Derek Thompson met en garde : dans 18 mois, l’intelligence artificielle pourrait atteindre notre niveau actuel de réflexion. Mais nous, qu’en sera-t-il de notre propre niveau ? Alors que l’IA s’améliore, allons-nous au contraire régresser au point de devoir nous adapter à sa façon de penser ? Ce phénomène de “deskilling” cognitif est préjudiciable : il nous déqualifie intellectuellement, tout comme les machines ont réduit la compétence physique des ouvriers au XIXe siècle. En remplaçant notre raisonnement par l’IA, nous risquons d’amoindrir notre capacité à penser de manière critique.
Il est crucial de noter que l’IA conversationnelle agit comme une drogue cognitive. La gratification instantanée qu’elle procure, associée à l’absence d’effort, crée un schéma addictif semblable à celui des réseaux sociaux. Bien que nous croyons devenir plus productifs, nous devenons en réalité plus dépendants et moins aptes à réfléchir. Tout en reconnaissant les avantages de l’IA, il est impératif d’apprendre à l’utiliser de manière réfléchie, pour préserver notre hygiène mentale et notre capacité de pensée critique.

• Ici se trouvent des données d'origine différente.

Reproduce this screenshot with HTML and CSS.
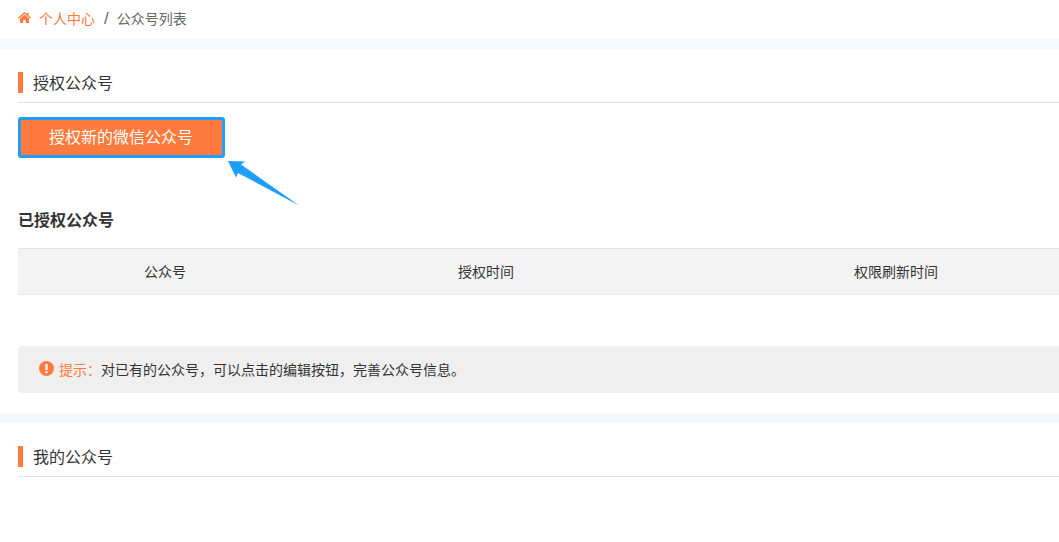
FILE: index.html
```html
<!DOCTYPE html>
<html lang="zh-CN">
<head>
  <meta charset="UTF-8">
  <title>公众号列表</title>
  <link rel="stylesheet" href="styles.css">
</head>
<body>
  <!-- Breadcrumb -->
  <div class="breadcrumb">
    <svg class="home-icon" viewBox="0 0 26 22" width="13" height="11">
      <path d="M13 0 L17.5 4 V1.5 H21 V7.2 L26 11.6 L24.4 13.4 L13 3.6 L1.6 13.4 L0 11.6 Z"/>
      <path d="M13 5.6 L22 13.2 V22 H15.5 V15.5 H10.5 V22 H4 V13.2 Z"/>
    </svg>
    <a class="crumb-link" href="#">个人中心</a>
    <span class="crumb-sep">/</span>
    <span>公众号列表</span>
  </div>

  <div class="panel panel-auth">
    <div class="section-title"><span class="title-text">授权公众号</span></div>
    <button class="auth-btn">授权新的微信公众号</button>

    <!-- Arrow pointing at the button -->
    <svg class="arrow" viewBox="0 0 72 50" width="72" height="50">
      <path d="M0 2 L17 2.5 L13 5.5 L71 46.5 L10 14 L8 18.5 Z"/>
    </svg>

    <h3 class="sub-title">已授权公众号</h3>
    <div class="table-wrap">
      <table class="auth-table">
        <thead>
          <tr>
            <th class="col-name">公众号</th>
            <th class="col-time">授权时间</th>
            <th>权限刷新时间</th>
          </tr>
        </thead>
      </table>
    </div>

    <div class="tip">
      <svg class="tip-icon" viewBox="0 0 16 16" width="15" height="15">
        <circle cx="8" cy="8" r="8"/>
        <rect x="6.7" y="3" width="2.6" height="6.6" rx="0.6" fill="#efefef"/>
        <rect x="6.7" y="10.6" width="2.6" height="2.5" rx="0.6" fill="#efefef"/>
      </svg>
      <span class="tip-label">提示：</span><span>对已有的公众号，可以点击的编辑按钮，完善公众号信息。</span>
    </div>
  </div>

  <div class="panel panel-mine">
    <div class="section-title"><span class="title-text">我的公众号</span></div>
  </div>
</body>
</html>
```

FILE: styles.css
```css
* {
  box-sizing: border-box;
}

html, body {
  height: 100%;
}

body {
  margin: 0;
  overflow: hidden;
  background-color: #fff;
  font-family: "Liberation Sans", "Noto Sans CJK SC", sans-serif;
  font-size: 14px;
  color: #333;
}

/* Breadcrumb */
.breadcrumb {
  display: flex;
  align-items: center;
  height: 39px;
  padding-left: 18px;
  padding-bottom: 4px;
  color: #666;
}

.home-icon {
  fill: #ff7a3d;
  margin-right: 8px;
}

.crumb-link {
  color: #ff7a3d;
  text-decoration: none;
}

.crumb-sep {
  margin: 2px 8px 0 9px;
  font-size: 17px;
}

/* Panels */
.panel {
  position: relative;
  border-top: 10px solid #f7f8fa;
  padding: 23px 0 0 18px;
}

.panel-auth {
  height: 374px;
}

.section-title {
  height: 31px;
  border-bottom: 1px solid #e0e0e5;
}

.title-text {
  display: block;
  height: 21px;
  line-height: 23px;
  padding-left: 10px;
  border-left: 5px solid #ff7a3d;
  font-size: 16px;
  color: #333;
}

.auth-btn {
  display: block;
  width: 207px;
  height: 41px;
  margin-top: 14px;
  padding: 0 1px 3px 0;
  background-color: #ff7a3d;
  border: 3px solid #1e9fff;
  border-radius: 3px;
  color: #fff;
  font-family: inherit;
  font-size: 16px;
}

.arrow {
  position: absolute;
  left: 228px;
  top: 110px;
  fill: #1e9fff;
}

.sub-title {
  margin: 52px 0 0;
  height: 21px;
  line-height: 21px;
  font-size: 16px;
  font-weight: bold;
  color: #333;
}

.table-wrap {
  margin-top: 17px;
  overflow: hidden;
}

.auth-table {
  width: 1114px;
  height: 47px;
  border-collapse: collapse;
  table-layout: fixed;
}

.auth-table th {
  padding: 0 0 2px;
  background-color: #f3f3f3;
  border-top: 1px solid #e2e2e2;
  border-bottom: 1px solid #e8e8e8;
  font-size: 14px;
  font-weight: normal;
  color: #333;
  text-align: center;
}

.col-name {
  width: 294px;
}

.col-time {
  width: 348px;
}

/* Hint box */
.tip {
  display: flex;
  align-items: center;
  height: 47px;
  margin-top: 51px;
  padding: 0 0 2px 21px;
  background-color: #efefef;
  border-radius: 4px 0 0 4px;
}

.tip-icon {
  fill: #ff7a3d;
  margin-right: 5px;
}

.tip-label {
  color: #ff7a3d;
}

.panel-mine {
  padding-top: 23px;
}
```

Pour contrebalancer cette tendance, ne négligeons pas la lecture et l’écriture, considérons-les comme un exercice pour notre esprit. Il est essentiel de continuer à lire des livres, des articles, et de s’engager dans l’écriture, car ce processus favorise une réflexion plus profonde. À l’instar des développeurs qui codent, il est impératif de garder une compréhension approfondie de ce que nous faisons, même lorsque nous utilisons des outils d’automatisation. Ce chemin peut sembler long et laborieux, mais il est le seul moyen de garder notre esprit fonctionnel et vif.